In her book, Smith focuses on black Americans who have suffered from the poison of racism: from Oscar Grant, the loving father, to Tamir Rice, the lanky, lovable son, to Breonna Taylor, the decorated first responder. Dark Testament is an interactive text, and she asks the reader to engage with the redacted spaces on the page to pause and reflect: “Silence is often an act by which the living pledge to be worthy of the dead.” The collection aches with the sensitivity of what it means to be human in a dying, burning world. Smith questions the value of a life and the commonality with which we treat genocide like an everyday accident.

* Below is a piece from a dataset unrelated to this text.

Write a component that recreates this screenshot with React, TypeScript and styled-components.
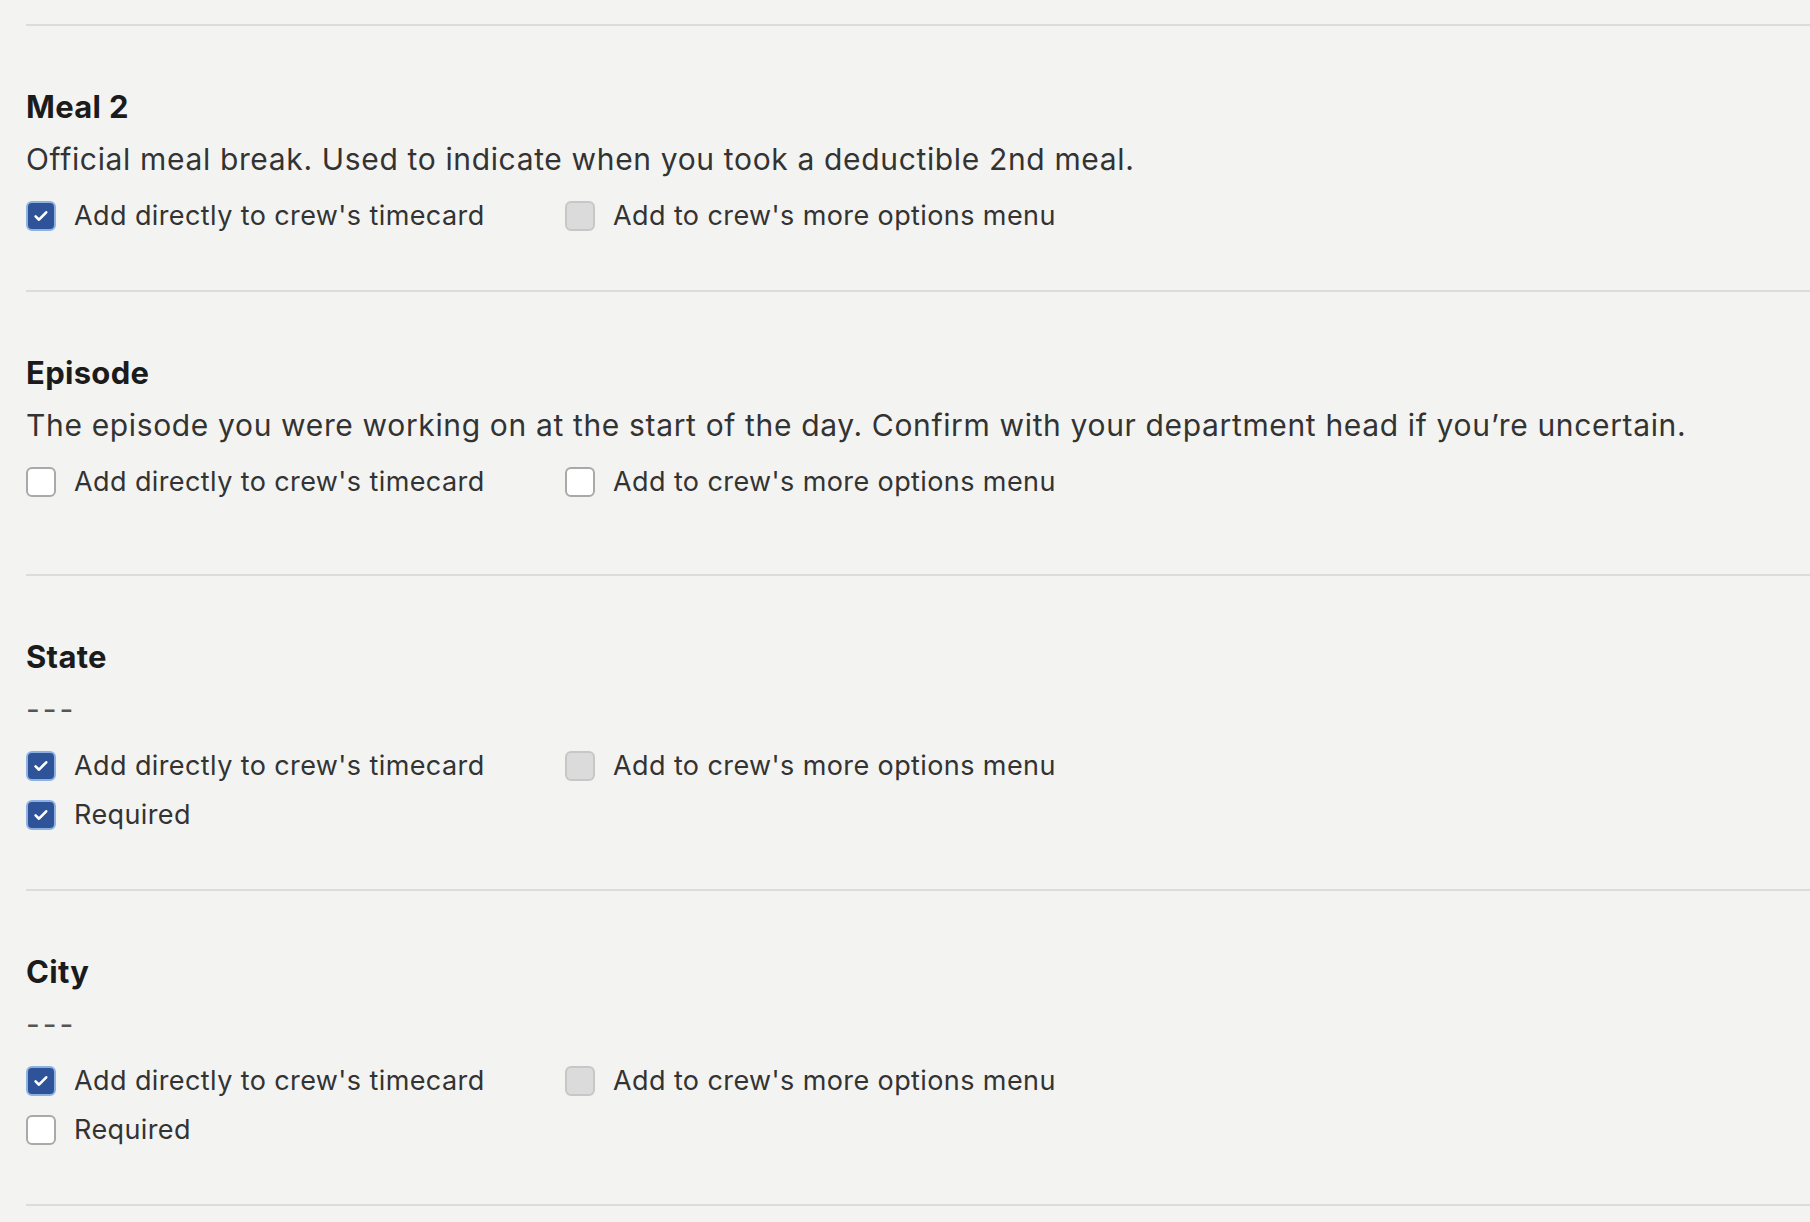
import React from "react";
import styled, { createGlobalStyle } from "styled-components";

type Field = {
  title: string
  description: string
  onTimecard: boolean
  moreOptions: "off" | "disabled"
  required?: boolean
  tall?: boolean
}

const fields: Field[] = [
  {
    title: "Meal 2",
    description: "Official meal break. Used to indicate when you took a deductible 2nd meal.",
    onTimecard: true,
    moreOptions: "disabled",
  },
  {
    title: "Episode",
    description: "The episode you were working on at the start of the day. Confirm with your department head if you’re uncertain.",
    onTimecard: false,
    moreOptions: "off",
    tall: true,
  },
  {
    title: "State",
    description: "---",
    onTimecard: true,
    moreOptions: "disabled",
    required: true,
  },
  {
    title: "City",
    description: "---",
    onTimecard: true,
    moreOptions: "disabled",
    required: false,
  },
]

type BoxState = "checked" | "unchecked" | "disabled"

function Check({ state, label }: { state: BoxState; label: string }) {
  return (
    <Option>
      <Box $state={state}>
        {state === "checked" ? (
          <svg width="18" height="18" viewBox="0 0 18 18" fill="none">
            <path d="M3.6 9.4l3.4 3.3 7.2-7.4" stroke="#fff" strokeWidth="2.6" strokeLinecap="round" strokeLinejoin="round" />
          </svg>
        ) : null}
      </Box>
      <Label>{label}</Label>
    </Option>
  )
}

export default function App() {
  return (
    <>
      <GlobalStyle />
      <Page>
        {fields.map((f) => (
          <Section key={f.title} $tall={f.tall}>
            <Title>{f.title}</Title>
            <Description $muted={f.description === "---"}>{f.description}</Description>
            <Options>
              <Check state={f.onTimecard ? "checked" : "unchecked"} label="Add directly to crew's timecard" />
              <Check state={f.moreOptions === "disabled" ? "disabled" : "unchecked"} label="Add to crew's more options menu" />
              {f.required !== undefined
                ? <Check state={f.required ? "checked" : "unchecked"} label="Required" />
                : null}
            </Options>
          </Section>
        ))}
        <Rule />
      </Page>
    </>
  )
}

const GlobalStyle = createGlobalStyle`
  html, body {
    margin: 0;
    background: #f3f3f2;
  }
  body {
    font-family: Inter, "Noto Sans", sans-serif;
    color: #333333;
  }
`

const Page = styled.div`
  padding: 24px 0 0 26px;
  min-height: 1222px;
  box-sizing: border-box;
  overflow: hidden;
`

const Section = styled.section<{ $tall?: boolean }>`
  border-top: 2px solid #dcdcdb;
  padding: 63px 0 ${(p) => (p.$tall ? 77 : 59)}px;
  display: flex;
  flex-direction: column;
`

const Rule = styled.div`
  border-top: 2px solid #dcdcdb;
`

const Title = styled.h3`
  margin: 0;
  font-size: 31px;
  line-height: 36px;
  font-weight: 700;
  color: #1b1b1b;
  letter-spacing: 0.3px;
`

const Description = styled.p<{ $muted?: boolean }>`
  margin: 14px 0 0;
  font-size: 30px;
  line-height: 40px;
  font-weight: 400;
  letter-spacing: ${(p) => (p.$muted ? "3px" : "0.65px")};
  color: ${(p) => (p.$muted ? "#555555" : "#333333")};
`

const Options = styled.div`
  margin-top: 21px;
  display: grid;
  grid-template-columns: 539px auto;
  justify-content: start;
  row-gap: 18px;
`

const Option = styled.label`
  display: flex;
  align-items: center;
  gap: 18px;
  height: 31px;
`

const Box = styled.span<{ $state: BoxState }>`
  width: 30px;
  height: 30px;
  box-sizing: border-box;
  border-radius: 6px;
  display: flex;
  align-items: center;
  justify-content: center;
  flex-shrink: 0;
  border: 2px solid ${(p) =>
    p.$state === "checked" ? "#8fb1e2" : p.$state === "disabled" ? "#c7c7c7" : "#a9a9a9"};
  background: ${(p) =>
    p.$state === "checked" ? "#2f5398" : p.$state === "disabled" ? "#dbdbdb" : "#ffffff"};
`

const Label = styled.span`
  font-size: 27px;
  line-height: 31px;
  color: #333333;
  letter-spacing: 0.4px;
  white-space: nowrap;
`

Smith mourns a massacre of people with families, hopes, and dreams: “Each of them was once dear to someone.” She tasks the reader with the task of lighting a flame of conscience to honor those killed by violence, and carrying that torch into a brighter, more just future.

Footnotes in order of disappearance by Fady Joudah

Fady Joudah is a Palestinian-American doctor, poet and translator. His collection Footnotes in order of disappearancecaptivates readers with its lyrical allegory and unsparing examination of the violence and terror of Israeli and American occupation. The collection’s most poignant line is the reminder that “we have been granted the right to exist.” Joudah’s language serves as an anatomical study of what unites us and what divides us, examining in footnotes the consequences of war. The collection is an archaeology of the fossils of a dystopian world. In the title poem, he writes, “I call finding certain things loss.” Expressing anger and grief with an attention to the body and language, Joudah mixes magic, science, and skepticism to tame the machinery of the heart.

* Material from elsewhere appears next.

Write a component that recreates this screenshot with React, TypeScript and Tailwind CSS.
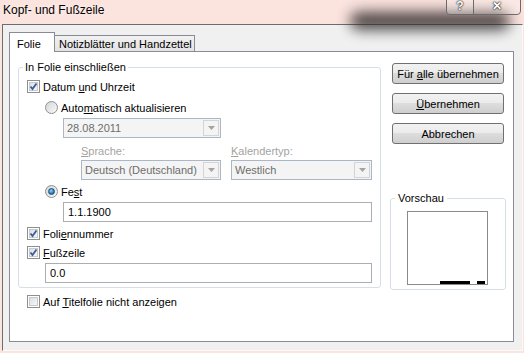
import React from 'react';

const font = "font-['Liberation_Sans',Arial,sans-serif]";

function CheckBox({ checked }: { checked?: boolean }) {
  return (
    <span className="relative flex h-[13px] w-[13px] shrink-0 items-center justify-center border border-[#8e8f8f] bg-white">
      <span className="h-[9px] w-[9px] border border-[#c5c9d0] bg-gradient-to-br from-[#dcdfe4] to-[#f7f7f7]" />
      {checked && (
        <svg viewBox="0 0 13 13" className="absolute left-[-1px] top-[-1px] h-[13px] w-[13px]">
          <path d="M3.5 6.5 L5.5 9 L9.5 3.5" fill="none" stroke="#3d5a98" strokeWidth="1.8" />
        </svg>
      )}
    </span>
  );
}

function Radio({ checked }: { checked?: boolean }) {
  return (
    <span className="flex h-[13px] w-[13px] shrink-0 items-center justify-center rounded-full border border-[#8e8f8f] bg-gradient-to-br from-[#d4d6d9] to-[#f9f9f9]">
      {checked && (
        <span className="h-[7px] w-[7px] rounded-full border border-[#1c4f77] bg-[radial-gradient(circle_at_40%_35%,#8fd6ff,#2a7bb8_60%,#104a78)]" />
      )}
    </span>
  );
}

function Combo({ value, className }: { value: string; className: string }) {
  return (
    <div className={`flex h-[20px] items-stretch border border-[#a9b7c9] bg-[#f4f4f4] ${className}`}>
      <span className="flex flex-1 items-center whitespace-nowrap pl-[3px] text-[#6d6d6d]">{value}</span>
      <span className="m-[1px] flex w-[16px] items-center justify-center border border-[#d4d4d4] bg-[#f4f4f4]">
        <svg viewBox="0 0 7 4" className="h-[4px] w-[7px]">
          <path d="M0 0 H7 L3.5 4 Z" fill="#a3a3a3" />
        </svg>
      </span>
    </div>
  );
}

function TextBox({ value, className }: { value: string; className: string }) {
  return (
    <div className={`flex h-[20px] items-center border border-[#abadb3] bg-white pl-[4px] text-black ${className}`}>
      {value}
    </div>
  );
}

function Button({ children }: { children: React.ReactNode }) {
  return (
    <div className="flex h-[21px] w-[112px] items-center justify-center whitespace-nowrap rounded-[3px] border border-[#707070] bg-[linear-gradient(#f2f2f2_0%,#ebebeb_49%,#dddddd_50%,#cfcfcf_100%)] text-black">
      <span>{children}</span>
    </div>
  );
}

export default function App() {
  return (
    <div className={`relative flex h-[353px] w-[524px] flex-col overflow-hidden whitespace-nowrap bg-[#fbe3de] text-[11px] leading-[14px] ${font}`}>
      <div className="relative h-[24px]">
        <div className="absolute left-[350px] top-[12px] h-[18px] w-[160px] rounded-full bg-[#2e2a2a] opacity-85 blur-[7px]" />
        <span className="absolute left-[3px] top-[3px] text-[12px] text-black [text-shadow:0_0_6px_#fff]">Kopf- und Fußzeile</span>
        <div className="absolute right-[3px] top-[-1px] flex h-[16px] overflow-hidden rounded-b-[4px] border border-[#6f6a6a]">
          <div className="flex w-[27px] items-end justify-center border-r border-[#6f6a6a] bg-[#ffffff40] pb-[2px] text-[12px] font-bold leading-[12px] text-white [text-shadow:0_0_1px_#000,0_0_2px_#000]">?</div>
          <div className="flex w-[46px] items-end justify-center bg-[#ffffff30] pb-[2px] text-[12px] font-bold leading-[12px] text-white [text-shadow:0_0_1px_#000,0_0_2px_#000]">✕</div>
        </div>
      </div>

      <div className="ml-[2px] h-[327px] w-[521px] border border-[#6d6d6d] border-b-[#fafafa] border-r-[#fafafa] bg-[#f0f0f0] pl-[6px] pt-[7px]">
        <div className="flex h-[19px] items-end">
          <div className="relative z-10 -mb-px flex h-[20px] w-[46px] items-start border border-b-0 border-[#898c95] bg-white pl-[7px] pt-[4px] text-black">
            Folie
          </div>
          <div className="flex h-[16px] w-[140px] items-center border border-b-0 border-l-0 border-[#898c95] bg-gradient-to-b from-[#f2f2f2] to-[#e3e3e3] pl-[4px] text-black">
            Notizblätter und Handzettel
          </div>
        </div>

        <div className="flex h-[291px] w-[505px] border border-[#898c95] bg-white pl-[8px] pt-[7px]">
          <div className="flex flex-col">
            <fieldset className="w-[363px] rounded-[3px] border border-[#d5dfe5] pb-[4px] text-black">
              <legend className="ml-[4px] px-[2px] leading-[16px]">In Folie einschließen</legend>

              <div className="pl-[8px]">
                <div className="mt-[5px] flex h-[13px] items-center gap-[3px]">
                  <CheckBox checked />
                  <span>Datum <u>u</u>nd Uhrzeit</span>
                </div>

                <div className="ml-[18px] mt-[8px] flex h-[13px] items-center gap-[3px]">
                  <Radio />
                  <span>Auto<u>m</u>atisch aktualisieren</span>
                </div>

                <Combo value="28.08.2011" className="ml-[36px] mt-[4px] w-[158px]" />

                <div className="ml-[54px] mt-[5px] flex h-[15px] items-center text-[#a3a3a3]">
                  <span className="w-[150px]"><u>S</u>prache:</span>
                  <span><u>K</u>alendertyp:</span>
                </div>

                <div className="ml-[54px] mt-[2px] flex gap-[10px]">
                  <Combo value="Deutsch (Deutschland)" className="w-[140px]" />
                  <Combo value="Westlich" className="w-[141px]" />
                </div>

                <div className="ml-[18px] mt-[5px] flex h-[13px] items-center gap-[3px]">
                  <Radio checked />
                  <span>Fe<u>s</u>t</span>
                </div>

                <TextBox value="1.1.1900" className="ml-[36px] mt-[4px] w-[309px]" />

                <div className="mt-[5px] flex h-[13px] items-center gap-[3px]">
                  <CheckBox checked />
                  <span>Foli<u>e</u>nnummer</span>
                </div>

                <div className="mt-[6px] flex h-[13px] items-center gap-[3px]">
                  <CheckBox checked />
                  <span><u>F</u>ußzeile</span>
                </div>

                <TextBox value="0.0" className="ml-[18px] mt-[4px] w-[327px]" />
              </div>
            </fieldset>

            <div className="ml-[9px] mt-[7px] flex h-[13px] items-center gap-[3px] text-black">
              <CheckBox />
              <span>Auf <u>T</u>itelfolie nicht anzeigen</span>
            </div>
          </div>

          <div className="ml-[11px] mt-[4px] flex flex-col">
            <div className="flex flex-col gap-[9px]">
              <Button>Für <u>a</u>lle übernehmen</Button>
              <Button><u>Ü</u>bernehmen</Button>
              <Button>Abbrechen</Button>
            </div>

            <fieldset className="-ml-[2px] mt-[46px] w-[116px] rounded-[3px] border border-[#d5dfe5] pb-[4px]">
              <legend className="ml-[4px] px-[3px] leading-[16px] text-black">Vorschau</legend>
              <div className="ml-[16px] mt-[5px] flex h-[74px] w-[81px] items-end justify-end gap-[7px] border border-[#8a8a8a] bg-white pr-[2px]">
                <span className="h-[3px] w-[30px] bg-black" />
                <span className="h-[3px] w-[8px] bg-black" />
              </div>
            </fieldset>
          </div>
        </div>
      </div>
    </div>
  );
}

Blood fresh by Ebony Stewart

In this book, Stewart rebels against stereotypes, against objectification, against -isms, against cages. She refuses to be tamed. She refuses to have her freedom restricted. And so she rages, rabid, with sharp teeth. Here is a book of unfathomable intensity, triumphing in its colloquial language to create a voice that exudes fearless confidence and is wickedly unabashed about remaining uncensored. Ebony writes, “Break the patterns / write on tattered paper / don’t get complacent in the Holocaust.”

Black film by Danez Smith

Danez begins the collection by saying, “In the film, the townspeople call themselves fairytale princes and line up to awaken the sleeping beauty.” The collection challenges white supremacy and societal prejudices against black bodies, drawing attention to the epidemic of police brutality against black Americans. Trayvon Martin, Mike Brown, Renisha McBride, Brandon Zachary, and many others who have fallen victim to this oppression are mourned, pitied, and fought for vengeance, demanding the justice they deserve so that the dead can receive a fitting elegy. This collection is half elegy, half protest. Danez fantasizes about a world where her people are safe, free, and alive, or in her words, “a safe house / made of oxtails and pork rinds / a place where you can be black and not dead.”

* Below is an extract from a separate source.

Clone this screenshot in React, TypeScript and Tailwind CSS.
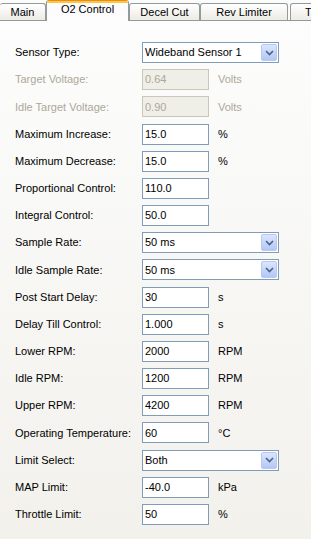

When they come to get us by Fatimah Asghar

Written from a formalist perspective, this collection of poems is filled with grief and loss, and begins with a history lesson on the partition of India and Pakistan. Asghar questions the borders created by colonial powers, exploring how countries, identities, and citizenships can shift and change overnight: “You’re Kashmiri until they burn your house down. Take your orchards. Raise a different flag.” They examine the many ways in which violence manifests itself, and ask what it means to be safe as a Pakistani Muslim in post-9/11 America: “…you’re Muslim until it’s too dangerous. You’re safe until you’re alone. You’re American until the towers fall. Until you have a border behind you.” When they come to get us is an education about the harsh realities of the world: an education about the trauma of ancestors, about the loss of home, about life as an orphan.

Things you might find hidden in my ear by Mosab Abu Toha

Abu Toha’s poetry thrives on a psychic connection between poetry and politics, where verse is a weapon of resistance. In the company of a new generation of Palestinian poets, Abu Toha’s poems are a testament to the hardship and resilience of the Palestinian people. Abu Toha, a native of Gaza, writes of life in an open-air prison under constant surveillance, where the ever-present threat of destruction and attack is ever-present: “The hum of the drone, / the roar of an F-16, / the screech of bombs falling on houses, / on fields and bodies, / of missiles flying away – / I free my little ear canal of them all.”

On November 19, 2023, Abu Toha was arrested by the Israel Defense Forces on suspicion of “terrorism” while attempting to flee Gaza with his wife and children. Two days later, Abu Toha was released, but not without injuries from his time in custody. He writes: “In Gaza, you don’t know what you are guilty of. It feels like living in a Kafka novel.”